Trois coups de sifflets retentissent. Les joueurs ramènent les mannequins et vont boire avant d’entamer le dernier galop de la séance. Adam Ounas qui a déjà ramené son mannequin part en courant à l’opposé du terrain récupérer le mannequin restant. « Merci Adam » se satisfait Jocelyn Gourvennec qui demande à son jeune milieu offensif de s’emparer d’un autre mannequin, lequel s’exécute sans rechigner. Les joueurs placent deux buts sur une moitié de terrain. C’est une opposition qui va clôturer la séance avec les gardiens dans les buts. « Les deux buts à ramener pour l’équipe qui ne gagne pas » décrète Jocelyn Gourvennec. L’exercice est dans la logique des ateliers précédents avec une volonté d’étirer l’adversaire et de renverser le jeu. Les petits espaces rendent les occasions franches difficiles. Pellenard, sans solution, donne à Pablo qui allonge. « Pablo, essaye de construire » conseille Jérôme Prior. Toulalan, chez les blancs, va chasser les rouges dans leur camp comme à ses plus belles heures lyonnaises. Ces derniers ressortent et préparent. On cherche les espaces. Nicolas Pallois tente une transversale qui semble partir tout droit sur la tête des spectateurs mais Diego Contento amortit parfaitement le ballon de la poitrine et fait tourner le jeu. 

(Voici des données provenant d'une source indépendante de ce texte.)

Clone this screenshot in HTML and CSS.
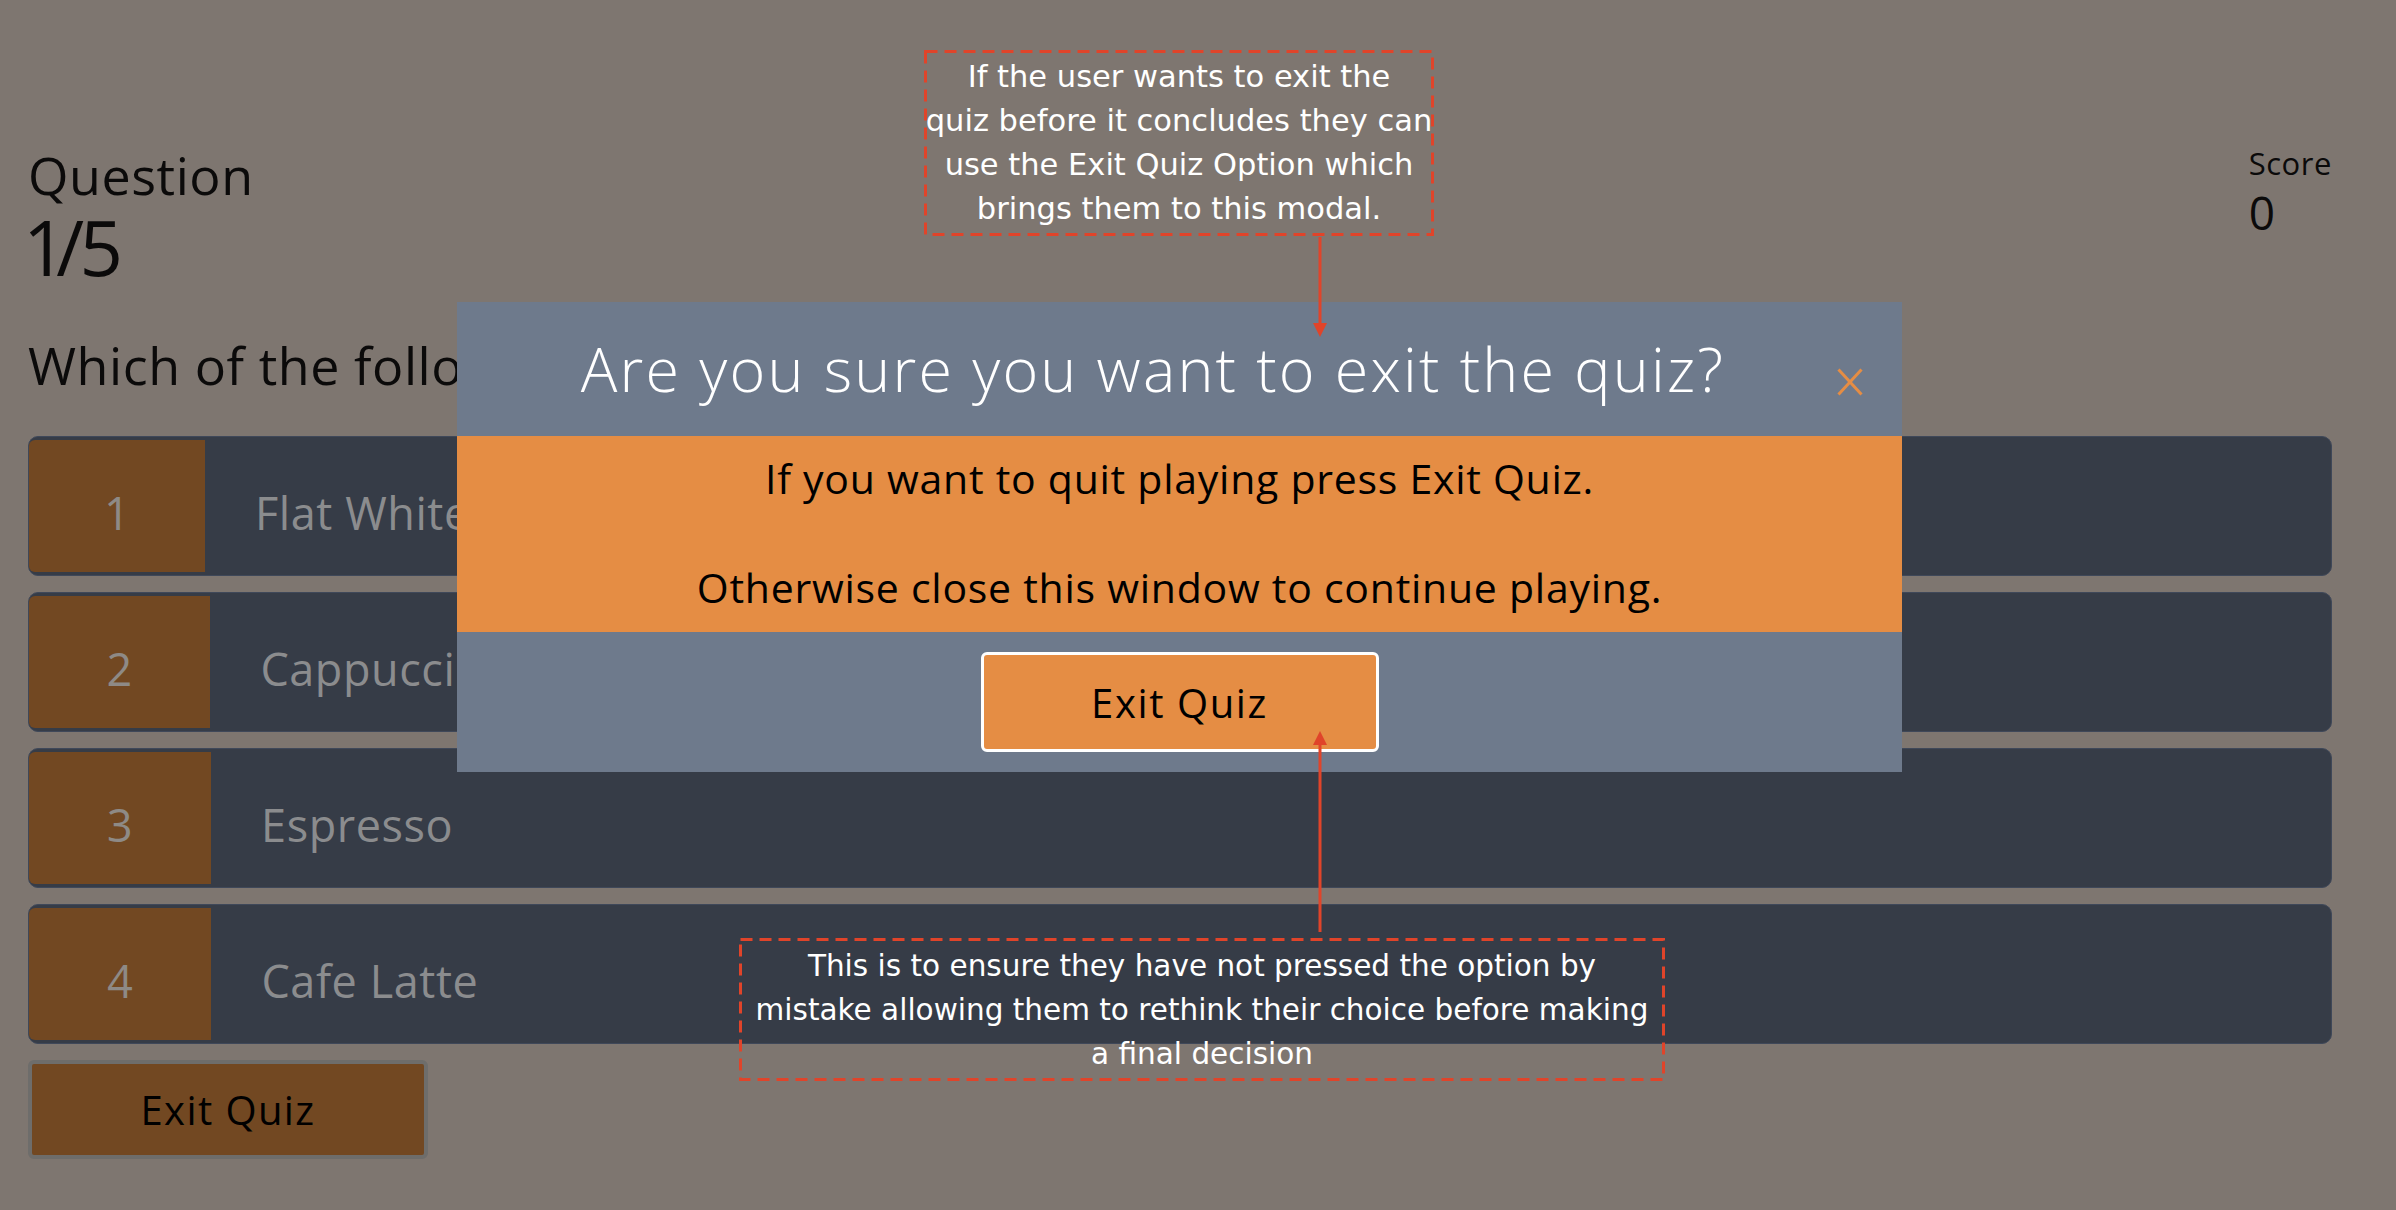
FILE: index.html
```html
<!DOCTYPE html>
<html lang="en">
<head>
<meta charset="utf-8">
<title>Coffee Quiz</title>
<link rel="stylesheet" href="styles.css">
</head>
<body>
<main class="page">
  <header class="top">
    <div class="progress">
      <div class="progress-label">Question</div>
      <div class="progress-count">1/5</div>
    </div>
    <div class="score">
      <div class="score-label">Score</div>
      <div class="score-value">0</div>
    </div>
  </header>
  <h2 class="question">Which of the following is a milk based coffee drink?</h2>
  <ul class="answers">
    <li class="answer"><span class="answer-num">1</span><span class="answer-text">Flat White</span></li>
    <li class="answer"><span class="answer-num">2</span><span class="answer-text">Cappuccino</span></li>
    <li class="answer"><span class="answer-num">3</span><span class="answer-text">Espresso</span></li>
    <li class="answer"><span class="answer-num">4</span><span class="answer-text">Cafe Latte</span></li>
  </ul>
  <button class="exit-btn">Exit Quiz</button>
</main>

<div class="modal">
  <div class="modal-header">
    <h1 class="modal-title">Are you sure you want to exit the quiz?</h1>
    <button class="modal-close" aria-label="Close">
      <svg width="26" height="28" viewBox="0 0 26 28"><path d="M1.5 1.5 L24.5 26.5 M24.5 1.5 L1.5 26.5" stroke="#e58d44" stroke-width="3" fill="none"/></svg>
    </button>
  </div>
  <div class="modal-body">
    <p>If you want to quit playing press Exit Quiz.</p>
    <p>Otherwise close this window to continue playing.</p>
  </div>
  <div class="modal-footer">
    <button class="modal-exit">Exit Quiz</button>
  </div>
</div>

<div class="note note-top">
  <svg class="dash"><rect/></svg>
  If the user wants to exit the<br>quiz before it concludes they can<br>use the Exit Quiz Option which<br>brings them to this modal.
</div>
<svg class="arrow arrow-top" width="20" height="104" viewBox="0 0 20 104">
  <line x1="10" y1="2" x2="10" y2="90" stroke="#e0442a" stroke-width="3"/>
  <polygon points="3,88 17,88 10,102" fill="#e0442a"/>
</svg>

<div class="note note-bottom">
  <svg class="dash"><rect/></svg>
  This is to ensure they have not pressed the option by<br>mistake allowing them to rethink their choice before making<br>a final decision
</div>
<svg class="arrow arrow-bottom" width="20" height="205" viewBox="0 0 20 205">
  <line x1="10" y1="14" x2="10" y2="203" stroke="#e0442a" stroke-width="3"/>
  <polygon points="10,2 3,16 17,16" fill="#e0442a"/>
</svg>
</body>
</html>
```

FILE: styles.css
```css
html, body {
  margin: 0;
  padding: 0;
}

body {
  width: 2396px;
  height: 1210px;
  overflow: hidden;
  position: relative;
  background: #7e7670;
  font-family: "Open Sans", "Liberation Sans", sans-serif;
  font-weight: 400;
  letter-spacing: 0.035em;
}

.page {
  padding: 143px 64px 0 28px;
}

.top {
  display: flex;
  justify-content: space-between;
  align-items: flex-start;
}

.progress {
  padding-top: 2px;
  color: #0b0a0a;
}

.progress-label {
  font-size: 52px;
  line-height: 60px;
}

.progress-count {
  font-size: 76px;
  line-height: 80px;
  margin-top: 2px;
  letter-spacing: -0.06em;
  font-variant-numeric: proportional-nums;
}

.score {
  color: #0b0a0a;
}

.score-label {
  font-size: 31px;
  line-height: 40px;
}

.score-value {
  font-size: 46px;
  line-height: 50px;
  margin-top: 4px;
}

.question {
  margin: 48px 0 0;
  font-size: 52px;
  line-height: 60px;
  font-weight: 400;
  color: #0b0a0a;
  white-space: nowrap;
}

.answers {
  list-style: none;
  margin: 41px 0 0;
  padding: 0;
  display: flex;
  flex-direction: column;
  gap: 16px;
}

.answer {
  display: flex;
  align-items: stretch;
  height: 140px;
  box-sizing: border-box;
  border: 1px solid #3f4859;
  border-radius: 10px;
  background: #363c47;
  padding: 3px 0;
}

.answer-num {
  display: flex;
  align-items: center;
  justify-content: center;
  padding: 12px 78px 0;
  background: #724822;
  border-radius: 6px 0 0 6px;
  color: #8e8a86;
  font-size: 45px;
  font-variant-numeric: proportional-nums;
}

.answer-text {
  display: flex;
  align-items: center;
  margin-left: 50px;
  padding-top: 12px;
  color: #8b8c8e;
  font-size: 45px;
}

.exit-btn {
  display: block;
  margin-top: 16px;
  width: 400px;
  height: 99px;
  border: 4px solid #6e6d6b;
  border-radius: 6px;
  background: #724822;
  font-family: inherit;
  font-weight: 400;
  letter-spacing: 0.035em;
  font-size: 40px;
  color: #000;
  padding: 0;
}

/* Modal */
.modal {
  position: absolute;
  left: 457px;
  top: 302px;
  width: 1445px;
}

.modal-header {
  height: 134px;
  background: #6e7a8c;
  display: flex;
  align-items: center;
}

.modal-title {
  flex: 1;
  margin: 0 -12px 0 0;
  text-align: center;
  font-size: 61px;
  line-height: 70px;
  font-weight: 300;
  letter-spacing: 0.036em;
  color: #fff;
}

.modal-close {
  width: 26px;
  height: 28px;
  margin: 25px 39px 0 0;
  padding: 0;
  border: 0;
  background: none;
  display: flex;
}

.modal-body {
  background: #e58d44;
  height: 196px;
  box-sizing: border-box;
  padding-top: 19px;
  text-align: center;
}

.modal-body p {
  margin: 0;
  font-size: 41px;
  line-height: 46px;
  letter-spacing: 0.018em;
  color: #000;
}

.modal-body p + p {
  margin-top: 63px;
}

.modal-footer {
  height: 140px;
  box-sizing: border-box;
  background: #6e7a8c;
  padding-top: 20px;
  display: flex;
  justify-content: center;
  align-items: flex-start;
}

.modal-exit {
  width: 398px;
  height: 100px;
  border: 3px solid #fff;
  border-radius: 6px;
  background: #e58d44;
  font-family: inherit;
  font-weight: 400;
  letter-spacing: 0.04em;
  font-size: 40px;
  color: #000;
  padding: 0;
}

/* Annotations */
.note {
  position: absolute;
  box-sizing: border-box;
  color: #fff;
  font-family: "DejaVu Sans", sans-serif;
  font-weight: 400;
  letter-spacing: 0;
  line-height: 44px;
  text-align: center;
  white-space: nowrap;
}

.note-top {
  left: 924px;
  top: 50px;
  width: 510px;
  height: 186px;
  padding-top: 5px;
  font-size: 30.5px;
}

.note-bottom {
  left: 739px;
  top: 938px;
  width: 926px;
  height: 143px;
  padding-top: 6px;
  font-size: 29.5px;
}

.dash {
  position: absolute;
  left: 0;
  top: 0;
  width: 100%;
  height: 100%;
  overflow: visible;
}

.dash rect {
  x: 1.5px;
  y: 1.5px;
  width: calc(100% - 3px);
  height: calc(100% - 3px);
  fill: none;
  stroke: #e0442a;
  stroke-width: 3;
  stroke-dasharray: 12 7;
}

.arrow {
  position: absolute;
  left: 1310px;
}

.arrow-top {
  top: 235px;
}

.arrow-bottom {
  top: 729px;
}
```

« Il va frapper » crie Carrasso. Le bruit métallique de l’arrête de la barre transversale se fait entendre sur une superbe frappe de Jérémy Toulalan. « Si vous ne sortez pas, à 20 mètres il frappe » constate Jocelyn Gourvennec avec un peu de dépit. Au moment du changement de côté, Eric Blahic qui était silencieux pendant l’opposition, reprend la parole : « Revenez à ce qu’on faisait jusque là. Vous ne le faites pas assez. Appelez sur les ailes, n’allez pas tous au ballon. » Après deux actions pour relancer le jeu, Théo Pellenard met une superbe frappe enroulée du gauche qui ne laisse aucune chance à Carrasso. Gaëtan Laborde seul attaquant de pointe professionnel présent ce matin, touche le poteau et râle. Le jeune Jules Koundé, très actif à droite, trouve la lucarne d'une frappe lointaine, et fait l’objet de félicitations nourries. Personne ne se cache à l’image de ce choc spectaculaire dans les airs entre la jambe haute de Pablo et le jeune Malhory Noc. Les deux joueurs se relèvent aussitôt. Gaëtan Laborde, en position de frappe, déclenche un tire, au sol, que Carrasso sort d’une main ferme. Les deux bruits, celui de la frappe et celui de l’arrêt, son secs, ardus. « Il reste deux minutes, jusqu’au bout, jusqu’au bout » incite Jocelyn Gourvennec. Frédéric Guilbert et Gaëtan Laborde se heurtent au sol. Guilbert, libéré du masque qui protégeait sa fracture du nez, reste au sol avant de se relever difficilement. Après quelques actions, Jocelyn Gourvennec siffle trois fois pour signer le clap de fin. « Match nul, un but chacun à ramener » termine l’ancien entraîneur de Guingamp. Les joueurs ramènent les buts contre le grillage pendant que David Das Neves, le kiné du club, applique abondamment de la bombe sur la cheville endolorie de Guilbert. Les odeurs d’huiles essentielles se répandent autour du terrain. Le défenseur bordelais rejoint ses coéquipiers, alignés contre le grillage, près de la sortie du terrain, en boitant bas, chaussette baissée et chaussure à la main. « On fait cinq minutes de retour au calme. Prenez-vous en main » demande Jocelyn Gourvennec. Assis et silencieux les joueurs récupèrent d’une séance épicée qui n’avait rien d’un entraînement de trêve internationale.